A typical extended detention basin will range from 3 to 12 feet in depth; however, depth is often limited by groundwater conditions or the need for positive drainage from excavated basins. The basin must not intercept the groundwater because doing so may result in a loss of runoff storage volume, the creation of an environment suitable for mosquito breeding and/or difficulty maintaining the basin bottom. Therefore, it is important to accurately determine the depth to the seasonal high water table (SHWT). Refer to Chapter 12: Soil Testing Criteria for more information on establishing the SHWT.

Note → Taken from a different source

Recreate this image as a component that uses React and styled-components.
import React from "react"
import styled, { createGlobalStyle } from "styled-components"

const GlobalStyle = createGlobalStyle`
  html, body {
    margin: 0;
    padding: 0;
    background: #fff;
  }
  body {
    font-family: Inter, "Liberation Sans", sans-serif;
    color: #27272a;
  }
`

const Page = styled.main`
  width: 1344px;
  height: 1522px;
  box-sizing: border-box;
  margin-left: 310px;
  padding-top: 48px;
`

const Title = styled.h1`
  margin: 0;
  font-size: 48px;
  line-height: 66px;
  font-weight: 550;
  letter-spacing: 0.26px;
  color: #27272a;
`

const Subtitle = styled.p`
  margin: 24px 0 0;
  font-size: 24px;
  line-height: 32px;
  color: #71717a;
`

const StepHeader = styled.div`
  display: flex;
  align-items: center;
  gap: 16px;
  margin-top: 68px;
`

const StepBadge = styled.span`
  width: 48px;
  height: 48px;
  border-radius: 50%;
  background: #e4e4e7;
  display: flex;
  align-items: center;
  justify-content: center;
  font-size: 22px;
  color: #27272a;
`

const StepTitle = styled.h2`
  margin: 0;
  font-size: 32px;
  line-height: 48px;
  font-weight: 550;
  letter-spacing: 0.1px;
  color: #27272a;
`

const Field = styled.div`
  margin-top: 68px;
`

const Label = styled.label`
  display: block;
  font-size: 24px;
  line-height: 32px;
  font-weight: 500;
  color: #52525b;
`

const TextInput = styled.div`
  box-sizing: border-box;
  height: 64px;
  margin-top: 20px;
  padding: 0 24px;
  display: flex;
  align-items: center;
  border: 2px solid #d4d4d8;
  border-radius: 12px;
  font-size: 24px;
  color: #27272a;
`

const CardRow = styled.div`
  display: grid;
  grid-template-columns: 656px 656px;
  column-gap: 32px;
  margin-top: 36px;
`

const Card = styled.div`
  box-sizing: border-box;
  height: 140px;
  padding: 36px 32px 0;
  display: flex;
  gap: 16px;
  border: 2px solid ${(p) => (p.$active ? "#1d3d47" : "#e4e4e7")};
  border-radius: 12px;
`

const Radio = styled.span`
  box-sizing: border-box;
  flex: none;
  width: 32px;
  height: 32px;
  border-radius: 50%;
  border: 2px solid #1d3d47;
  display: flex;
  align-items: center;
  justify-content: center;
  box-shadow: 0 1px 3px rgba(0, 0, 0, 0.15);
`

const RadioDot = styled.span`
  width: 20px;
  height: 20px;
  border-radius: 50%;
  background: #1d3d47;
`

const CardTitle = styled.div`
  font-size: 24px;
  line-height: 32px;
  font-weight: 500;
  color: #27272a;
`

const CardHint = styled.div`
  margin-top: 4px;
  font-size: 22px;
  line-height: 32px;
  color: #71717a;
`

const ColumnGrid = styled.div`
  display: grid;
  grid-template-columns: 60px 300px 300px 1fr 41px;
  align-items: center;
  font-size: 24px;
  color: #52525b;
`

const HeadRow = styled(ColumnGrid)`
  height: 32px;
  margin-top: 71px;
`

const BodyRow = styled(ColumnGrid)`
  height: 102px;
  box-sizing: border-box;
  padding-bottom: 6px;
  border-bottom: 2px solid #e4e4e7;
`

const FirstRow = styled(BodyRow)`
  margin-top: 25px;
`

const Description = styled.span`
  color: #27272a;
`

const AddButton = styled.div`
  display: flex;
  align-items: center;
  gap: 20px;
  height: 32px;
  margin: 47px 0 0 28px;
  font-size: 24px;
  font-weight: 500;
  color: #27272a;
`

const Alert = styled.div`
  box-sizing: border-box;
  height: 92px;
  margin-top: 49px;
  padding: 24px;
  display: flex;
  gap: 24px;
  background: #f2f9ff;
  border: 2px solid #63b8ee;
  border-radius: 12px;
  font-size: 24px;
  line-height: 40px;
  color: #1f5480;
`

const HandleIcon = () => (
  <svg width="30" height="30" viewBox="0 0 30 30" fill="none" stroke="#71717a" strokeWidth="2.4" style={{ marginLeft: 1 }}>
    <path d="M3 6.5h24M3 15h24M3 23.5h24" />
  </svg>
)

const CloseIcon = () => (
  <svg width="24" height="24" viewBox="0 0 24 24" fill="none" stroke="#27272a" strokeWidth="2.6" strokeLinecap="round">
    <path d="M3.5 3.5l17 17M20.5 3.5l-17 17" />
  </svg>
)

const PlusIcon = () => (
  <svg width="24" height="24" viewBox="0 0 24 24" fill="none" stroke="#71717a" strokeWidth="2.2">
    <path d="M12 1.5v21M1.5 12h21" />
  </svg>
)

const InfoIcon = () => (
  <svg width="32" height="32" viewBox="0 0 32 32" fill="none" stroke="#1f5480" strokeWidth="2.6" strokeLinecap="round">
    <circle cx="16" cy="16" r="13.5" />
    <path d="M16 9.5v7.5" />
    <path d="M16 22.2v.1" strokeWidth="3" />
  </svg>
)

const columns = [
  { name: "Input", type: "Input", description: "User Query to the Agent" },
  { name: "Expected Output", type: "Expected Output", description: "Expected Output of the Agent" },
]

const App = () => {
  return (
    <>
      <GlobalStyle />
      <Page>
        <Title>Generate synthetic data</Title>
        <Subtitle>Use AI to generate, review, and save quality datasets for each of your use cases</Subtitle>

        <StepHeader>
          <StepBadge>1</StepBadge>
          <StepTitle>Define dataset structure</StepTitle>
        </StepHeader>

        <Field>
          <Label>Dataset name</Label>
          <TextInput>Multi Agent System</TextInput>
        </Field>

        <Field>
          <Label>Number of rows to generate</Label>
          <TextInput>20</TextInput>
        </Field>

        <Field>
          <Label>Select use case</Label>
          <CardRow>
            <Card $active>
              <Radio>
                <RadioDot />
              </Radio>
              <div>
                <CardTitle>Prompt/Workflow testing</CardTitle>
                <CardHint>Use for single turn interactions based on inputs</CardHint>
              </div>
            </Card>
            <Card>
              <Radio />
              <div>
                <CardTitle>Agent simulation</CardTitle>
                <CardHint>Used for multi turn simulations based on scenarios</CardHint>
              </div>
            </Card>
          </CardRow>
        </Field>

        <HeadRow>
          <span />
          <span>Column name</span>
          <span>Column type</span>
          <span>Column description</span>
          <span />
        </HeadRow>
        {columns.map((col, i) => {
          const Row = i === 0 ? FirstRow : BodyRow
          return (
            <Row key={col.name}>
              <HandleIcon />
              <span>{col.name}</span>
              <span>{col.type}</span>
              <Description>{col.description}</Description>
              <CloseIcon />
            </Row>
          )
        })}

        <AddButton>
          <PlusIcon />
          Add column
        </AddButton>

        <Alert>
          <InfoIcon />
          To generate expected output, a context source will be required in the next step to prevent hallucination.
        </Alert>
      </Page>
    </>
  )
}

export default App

• The lowest elevation in a surface extended detention basin, excluding low flow channels, must be at least 1 foot above the SHWT. The lowest elevation in any low flow channel, must be at or above the SHWT.
• The lowest elevation in a subsurface extended detention basin, including any pipes and bedding material, must be at least 1 foot above the SHWT.

Storage Volume

• Extended detention basins may be constructed as either off-line or on-line systems. In off-line systems, most, or all, of the runoff from storms larger than the Water Quality Design Storm (WQDS) bypass the basin through an upgradient diversion; this reduces the size of the required basin storage volume, the system's long-term pollutant loading and associated maintenance. On-line systems receive runoff from all storms events; they provide treatment for the WQDS, and they convey the runoff from larger storms through an overflow. These on-line systems store and attenuate the larger storm events and provide stormwater runoff quantity control; in such systems, the invert of the lowest quantity control outlet is set at the water surface elevation of the WQDS.
• The system must have sufficient storage volume to contain the WQDS runoff volume without overflow.
• To enhance safety by minimizing standing water depths, the vertical distance between the basin bottom and the WQDS elevation should be no greater than 3 feet wherever practical.
• Take note that this type of system cannot be used to infiltrate stormwater runoff into the subsoil or provide groundwater recharge. Routing calculations may not include exfiltration as a form of discharge.

Detention Time

• The minimum detention time that must be provided is 12 hours. Detention time begins when the maximum storage volume is achieved and ends when only 10% of the maximum volume remains, and is discussed further, beginning on Page 9.
• The minimum detention time that can be used to calculate the TSS removal rate is 12 hours, and the maximum detention time that can be used to calculate the TSS removal rate is 24 hours.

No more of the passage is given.